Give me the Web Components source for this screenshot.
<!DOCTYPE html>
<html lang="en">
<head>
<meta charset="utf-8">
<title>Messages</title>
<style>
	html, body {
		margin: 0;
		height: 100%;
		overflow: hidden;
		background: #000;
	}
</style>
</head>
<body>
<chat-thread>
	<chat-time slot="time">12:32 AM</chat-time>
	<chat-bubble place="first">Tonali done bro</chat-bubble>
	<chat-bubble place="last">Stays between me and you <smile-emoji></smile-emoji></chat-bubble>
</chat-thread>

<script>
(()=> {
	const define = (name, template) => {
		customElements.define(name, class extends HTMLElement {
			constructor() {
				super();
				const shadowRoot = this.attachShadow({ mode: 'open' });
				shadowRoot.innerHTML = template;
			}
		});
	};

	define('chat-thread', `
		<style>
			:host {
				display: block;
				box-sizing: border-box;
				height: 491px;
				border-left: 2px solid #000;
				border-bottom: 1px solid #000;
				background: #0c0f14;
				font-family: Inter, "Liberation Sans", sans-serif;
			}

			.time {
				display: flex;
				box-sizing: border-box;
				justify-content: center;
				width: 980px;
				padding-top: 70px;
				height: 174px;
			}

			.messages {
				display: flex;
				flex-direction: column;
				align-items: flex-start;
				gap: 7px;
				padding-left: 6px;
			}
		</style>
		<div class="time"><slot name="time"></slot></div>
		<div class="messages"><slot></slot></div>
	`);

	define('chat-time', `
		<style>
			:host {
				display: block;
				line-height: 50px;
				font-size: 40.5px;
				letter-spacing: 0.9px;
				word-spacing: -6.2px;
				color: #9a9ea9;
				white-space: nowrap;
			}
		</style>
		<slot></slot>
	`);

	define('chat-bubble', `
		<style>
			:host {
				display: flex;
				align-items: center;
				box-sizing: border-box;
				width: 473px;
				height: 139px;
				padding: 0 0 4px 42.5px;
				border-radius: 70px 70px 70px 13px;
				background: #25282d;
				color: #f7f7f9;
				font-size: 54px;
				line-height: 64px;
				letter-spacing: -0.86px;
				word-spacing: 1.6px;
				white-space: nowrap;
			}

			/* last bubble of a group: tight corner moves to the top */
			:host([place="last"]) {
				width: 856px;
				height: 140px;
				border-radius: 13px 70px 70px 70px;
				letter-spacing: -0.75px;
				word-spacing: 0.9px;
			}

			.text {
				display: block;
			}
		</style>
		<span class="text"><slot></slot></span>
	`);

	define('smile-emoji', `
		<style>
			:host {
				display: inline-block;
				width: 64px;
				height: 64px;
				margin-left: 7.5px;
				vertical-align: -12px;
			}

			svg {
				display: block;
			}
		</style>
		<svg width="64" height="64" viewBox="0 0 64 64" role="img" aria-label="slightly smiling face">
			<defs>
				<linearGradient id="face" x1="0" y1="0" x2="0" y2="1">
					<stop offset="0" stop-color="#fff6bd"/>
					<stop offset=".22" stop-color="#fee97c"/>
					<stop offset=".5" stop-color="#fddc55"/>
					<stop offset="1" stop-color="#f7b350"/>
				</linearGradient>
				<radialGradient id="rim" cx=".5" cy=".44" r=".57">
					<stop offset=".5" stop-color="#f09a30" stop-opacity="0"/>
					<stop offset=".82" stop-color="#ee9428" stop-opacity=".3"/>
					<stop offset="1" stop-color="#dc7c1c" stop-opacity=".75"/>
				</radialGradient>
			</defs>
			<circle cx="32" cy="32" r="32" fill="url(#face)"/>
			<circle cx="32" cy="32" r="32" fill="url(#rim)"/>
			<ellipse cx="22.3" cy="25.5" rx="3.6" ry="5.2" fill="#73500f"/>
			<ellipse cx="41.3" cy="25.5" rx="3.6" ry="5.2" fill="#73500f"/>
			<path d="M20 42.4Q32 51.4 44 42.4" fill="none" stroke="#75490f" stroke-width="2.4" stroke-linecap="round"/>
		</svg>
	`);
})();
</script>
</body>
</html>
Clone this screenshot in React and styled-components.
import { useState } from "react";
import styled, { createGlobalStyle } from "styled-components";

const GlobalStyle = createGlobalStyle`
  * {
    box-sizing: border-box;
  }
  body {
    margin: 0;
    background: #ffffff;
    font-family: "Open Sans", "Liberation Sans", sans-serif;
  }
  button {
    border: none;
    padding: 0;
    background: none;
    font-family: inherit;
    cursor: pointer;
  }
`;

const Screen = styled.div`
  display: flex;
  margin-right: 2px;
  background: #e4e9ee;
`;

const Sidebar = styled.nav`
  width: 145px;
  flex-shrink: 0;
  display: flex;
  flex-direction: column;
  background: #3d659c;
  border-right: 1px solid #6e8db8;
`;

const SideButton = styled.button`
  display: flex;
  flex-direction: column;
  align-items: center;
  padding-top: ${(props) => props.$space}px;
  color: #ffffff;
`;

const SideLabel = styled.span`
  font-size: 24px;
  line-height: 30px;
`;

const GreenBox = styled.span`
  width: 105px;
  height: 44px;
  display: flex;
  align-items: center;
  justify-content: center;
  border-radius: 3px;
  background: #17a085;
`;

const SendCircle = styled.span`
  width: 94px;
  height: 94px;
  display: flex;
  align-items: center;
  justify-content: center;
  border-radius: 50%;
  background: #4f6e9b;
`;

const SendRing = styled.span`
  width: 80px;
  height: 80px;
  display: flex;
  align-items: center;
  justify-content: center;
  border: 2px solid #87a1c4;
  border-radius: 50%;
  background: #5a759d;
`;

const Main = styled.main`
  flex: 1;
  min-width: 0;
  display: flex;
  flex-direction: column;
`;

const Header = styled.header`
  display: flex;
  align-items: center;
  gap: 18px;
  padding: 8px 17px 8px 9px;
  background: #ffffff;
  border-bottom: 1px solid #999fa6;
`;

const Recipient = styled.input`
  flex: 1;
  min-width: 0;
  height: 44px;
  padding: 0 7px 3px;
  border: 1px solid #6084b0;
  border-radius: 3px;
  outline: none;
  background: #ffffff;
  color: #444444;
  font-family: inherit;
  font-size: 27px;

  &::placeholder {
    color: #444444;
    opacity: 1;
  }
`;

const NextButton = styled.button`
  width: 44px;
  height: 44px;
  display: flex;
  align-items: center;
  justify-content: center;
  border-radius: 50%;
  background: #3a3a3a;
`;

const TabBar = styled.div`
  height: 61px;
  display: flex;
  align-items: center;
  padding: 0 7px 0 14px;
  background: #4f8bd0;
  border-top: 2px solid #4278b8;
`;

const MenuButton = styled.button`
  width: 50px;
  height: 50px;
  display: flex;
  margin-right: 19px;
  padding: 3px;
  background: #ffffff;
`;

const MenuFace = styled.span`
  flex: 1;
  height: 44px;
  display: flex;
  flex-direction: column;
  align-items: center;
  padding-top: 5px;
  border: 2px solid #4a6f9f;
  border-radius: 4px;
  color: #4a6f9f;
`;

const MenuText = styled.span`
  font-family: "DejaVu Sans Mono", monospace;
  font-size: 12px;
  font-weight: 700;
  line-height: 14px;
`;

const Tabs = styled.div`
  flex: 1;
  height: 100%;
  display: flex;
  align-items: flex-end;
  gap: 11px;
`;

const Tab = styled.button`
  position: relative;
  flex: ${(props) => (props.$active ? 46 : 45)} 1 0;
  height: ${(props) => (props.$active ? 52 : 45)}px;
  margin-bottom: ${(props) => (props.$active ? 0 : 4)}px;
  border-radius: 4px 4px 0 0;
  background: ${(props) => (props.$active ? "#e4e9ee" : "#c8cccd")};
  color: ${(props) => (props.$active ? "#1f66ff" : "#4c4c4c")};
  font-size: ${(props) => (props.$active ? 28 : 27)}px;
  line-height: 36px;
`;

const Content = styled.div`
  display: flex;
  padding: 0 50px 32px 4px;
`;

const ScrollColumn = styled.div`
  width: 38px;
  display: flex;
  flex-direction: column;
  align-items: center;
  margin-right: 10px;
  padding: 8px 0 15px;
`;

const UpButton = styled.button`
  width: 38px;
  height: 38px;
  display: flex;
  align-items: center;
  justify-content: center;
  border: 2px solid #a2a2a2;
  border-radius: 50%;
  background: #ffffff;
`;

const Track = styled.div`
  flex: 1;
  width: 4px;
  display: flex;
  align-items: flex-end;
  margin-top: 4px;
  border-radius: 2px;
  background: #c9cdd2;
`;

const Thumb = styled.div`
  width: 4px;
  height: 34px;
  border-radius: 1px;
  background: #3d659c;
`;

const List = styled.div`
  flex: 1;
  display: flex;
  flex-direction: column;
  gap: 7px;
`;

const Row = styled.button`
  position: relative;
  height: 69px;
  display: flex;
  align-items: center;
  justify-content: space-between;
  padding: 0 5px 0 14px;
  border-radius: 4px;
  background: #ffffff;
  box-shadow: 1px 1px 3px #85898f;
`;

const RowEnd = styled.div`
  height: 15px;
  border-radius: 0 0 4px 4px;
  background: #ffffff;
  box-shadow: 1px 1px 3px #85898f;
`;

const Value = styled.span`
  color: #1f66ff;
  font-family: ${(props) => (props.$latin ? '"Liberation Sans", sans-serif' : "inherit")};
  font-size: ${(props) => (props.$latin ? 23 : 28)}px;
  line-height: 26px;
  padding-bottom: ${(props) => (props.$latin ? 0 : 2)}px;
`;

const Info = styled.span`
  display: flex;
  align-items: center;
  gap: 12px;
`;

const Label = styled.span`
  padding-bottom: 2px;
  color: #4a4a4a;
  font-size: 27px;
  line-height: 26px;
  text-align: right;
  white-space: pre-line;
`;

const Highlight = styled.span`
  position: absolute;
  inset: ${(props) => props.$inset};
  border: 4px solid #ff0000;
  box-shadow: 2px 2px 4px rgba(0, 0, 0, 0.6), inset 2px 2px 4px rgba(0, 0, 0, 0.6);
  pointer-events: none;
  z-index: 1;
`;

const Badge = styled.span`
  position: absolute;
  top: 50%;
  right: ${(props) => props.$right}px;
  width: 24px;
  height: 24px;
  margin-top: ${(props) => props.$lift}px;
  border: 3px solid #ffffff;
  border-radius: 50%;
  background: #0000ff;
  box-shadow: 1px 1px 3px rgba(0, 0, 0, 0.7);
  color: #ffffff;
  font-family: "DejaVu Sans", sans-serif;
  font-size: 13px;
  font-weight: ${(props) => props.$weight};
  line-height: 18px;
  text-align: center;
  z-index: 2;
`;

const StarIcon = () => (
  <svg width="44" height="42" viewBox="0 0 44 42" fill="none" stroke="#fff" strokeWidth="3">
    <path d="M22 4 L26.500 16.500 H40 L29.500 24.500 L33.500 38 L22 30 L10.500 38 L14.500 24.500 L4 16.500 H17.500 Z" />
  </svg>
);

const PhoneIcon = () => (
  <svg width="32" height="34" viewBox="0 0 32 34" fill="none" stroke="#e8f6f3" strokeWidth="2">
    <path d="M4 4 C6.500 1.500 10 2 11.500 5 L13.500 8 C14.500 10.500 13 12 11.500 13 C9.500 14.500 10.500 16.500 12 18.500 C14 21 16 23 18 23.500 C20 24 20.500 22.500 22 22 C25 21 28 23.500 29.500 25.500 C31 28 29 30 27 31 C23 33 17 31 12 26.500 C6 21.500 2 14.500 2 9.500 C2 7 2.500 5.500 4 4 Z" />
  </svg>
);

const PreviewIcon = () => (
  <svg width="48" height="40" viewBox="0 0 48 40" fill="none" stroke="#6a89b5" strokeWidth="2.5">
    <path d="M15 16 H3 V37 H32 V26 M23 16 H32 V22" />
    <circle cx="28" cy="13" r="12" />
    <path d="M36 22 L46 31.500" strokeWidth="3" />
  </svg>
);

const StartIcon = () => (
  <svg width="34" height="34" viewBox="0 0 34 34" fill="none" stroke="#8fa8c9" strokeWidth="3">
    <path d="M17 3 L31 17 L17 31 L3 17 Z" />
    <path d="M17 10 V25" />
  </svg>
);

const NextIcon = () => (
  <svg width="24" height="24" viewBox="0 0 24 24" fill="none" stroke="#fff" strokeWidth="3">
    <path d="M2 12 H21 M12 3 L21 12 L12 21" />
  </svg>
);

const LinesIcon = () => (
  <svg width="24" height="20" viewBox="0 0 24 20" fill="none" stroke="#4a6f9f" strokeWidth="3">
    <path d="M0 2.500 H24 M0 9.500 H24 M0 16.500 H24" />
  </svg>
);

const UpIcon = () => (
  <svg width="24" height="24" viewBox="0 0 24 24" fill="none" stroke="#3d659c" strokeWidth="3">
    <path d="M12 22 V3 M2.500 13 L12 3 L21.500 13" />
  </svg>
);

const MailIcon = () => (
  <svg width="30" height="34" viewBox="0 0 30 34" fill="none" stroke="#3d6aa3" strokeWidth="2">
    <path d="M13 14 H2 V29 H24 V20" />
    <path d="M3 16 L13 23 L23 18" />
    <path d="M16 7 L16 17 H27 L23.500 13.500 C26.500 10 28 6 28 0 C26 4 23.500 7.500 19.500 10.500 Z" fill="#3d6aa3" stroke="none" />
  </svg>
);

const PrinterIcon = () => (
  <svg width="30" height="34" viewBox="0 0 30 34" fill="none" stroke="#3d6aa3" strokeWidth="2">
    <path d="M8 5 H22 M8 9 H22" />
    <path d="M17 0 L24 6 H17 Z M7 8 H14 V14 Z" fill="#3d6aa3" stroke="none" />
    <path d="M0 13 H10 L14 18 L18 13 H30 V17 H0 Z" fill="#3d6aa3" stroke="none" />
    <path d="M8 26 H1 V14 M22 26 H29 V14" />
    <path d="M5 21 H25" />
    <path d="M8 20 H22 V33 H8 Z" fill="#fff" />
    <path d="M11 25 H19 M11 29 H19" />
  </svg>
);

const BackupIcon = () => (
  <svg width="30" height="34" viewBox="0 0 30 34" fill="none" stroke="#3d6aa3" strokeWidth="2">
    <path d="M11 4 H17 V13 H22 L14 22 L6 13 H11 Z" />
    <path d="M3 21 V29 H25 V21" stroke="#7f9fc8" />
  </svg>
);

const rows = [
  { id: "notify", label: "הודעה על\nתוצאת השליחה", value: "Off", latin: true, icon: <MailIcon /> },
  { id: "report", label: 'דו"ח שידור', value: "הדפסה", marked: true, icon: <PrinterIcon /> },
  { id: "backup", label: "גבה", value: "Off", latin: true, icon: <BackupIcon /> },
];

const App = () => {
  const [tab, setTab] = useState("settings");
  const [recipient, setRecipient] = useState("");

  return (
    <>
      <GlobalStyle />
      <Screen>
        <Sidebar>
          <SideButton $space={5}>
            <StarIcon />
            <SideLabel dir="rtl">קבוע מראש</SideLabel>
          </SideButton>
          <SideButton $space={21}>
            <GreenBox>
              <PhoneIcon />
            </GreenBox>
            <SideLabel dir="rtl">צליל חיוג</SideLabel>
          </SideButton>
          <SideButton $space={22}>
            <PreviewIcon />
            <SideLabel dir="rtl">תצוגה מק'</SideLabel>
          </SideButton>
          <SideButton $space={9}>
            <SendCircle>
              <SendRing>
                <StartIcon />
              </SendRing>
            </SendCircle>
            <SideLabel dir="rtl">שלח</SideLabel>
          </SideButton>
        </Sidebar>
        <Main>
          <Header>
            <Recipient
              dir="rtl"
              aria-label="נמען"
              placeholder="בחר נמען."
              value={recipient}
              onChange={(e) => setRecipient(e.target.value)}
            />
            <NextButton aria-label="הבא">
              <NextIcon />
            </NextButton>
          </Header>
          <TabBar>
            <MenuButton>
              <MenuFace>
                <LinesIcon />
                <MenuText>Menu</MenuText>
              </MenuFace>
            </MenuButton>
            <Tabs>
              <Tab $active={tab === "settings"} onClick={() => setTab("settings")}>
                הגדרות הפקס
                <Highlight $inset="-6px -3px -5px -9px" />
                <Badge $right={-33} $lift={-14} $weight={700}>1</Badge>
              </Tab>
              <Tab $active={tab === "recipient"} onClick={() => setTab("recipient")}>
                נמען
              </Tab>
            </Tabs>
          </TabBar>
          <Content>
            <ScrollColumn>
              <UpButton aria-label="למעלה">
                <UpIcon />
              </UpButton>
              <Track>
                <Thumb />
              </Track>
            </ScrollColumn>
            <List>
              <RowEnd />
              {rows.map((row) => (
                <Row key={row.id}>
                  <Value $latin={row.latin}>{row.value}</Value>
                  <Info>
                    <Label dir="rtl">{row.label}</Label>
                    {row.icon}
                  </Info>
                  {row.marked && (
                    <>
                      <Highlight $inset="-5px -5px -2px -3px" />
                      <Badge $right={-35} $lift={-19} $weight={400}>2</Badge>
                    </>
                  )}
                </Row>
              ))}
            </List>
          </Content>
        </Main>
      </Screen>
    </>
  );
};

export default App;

---

▶ _Work required_
From the listing above, copy all lines holding the word "screenshot".

▶ _Written response_
Give me the Web Components source for this screenshot.
Clone this screenshot in React and styled-components.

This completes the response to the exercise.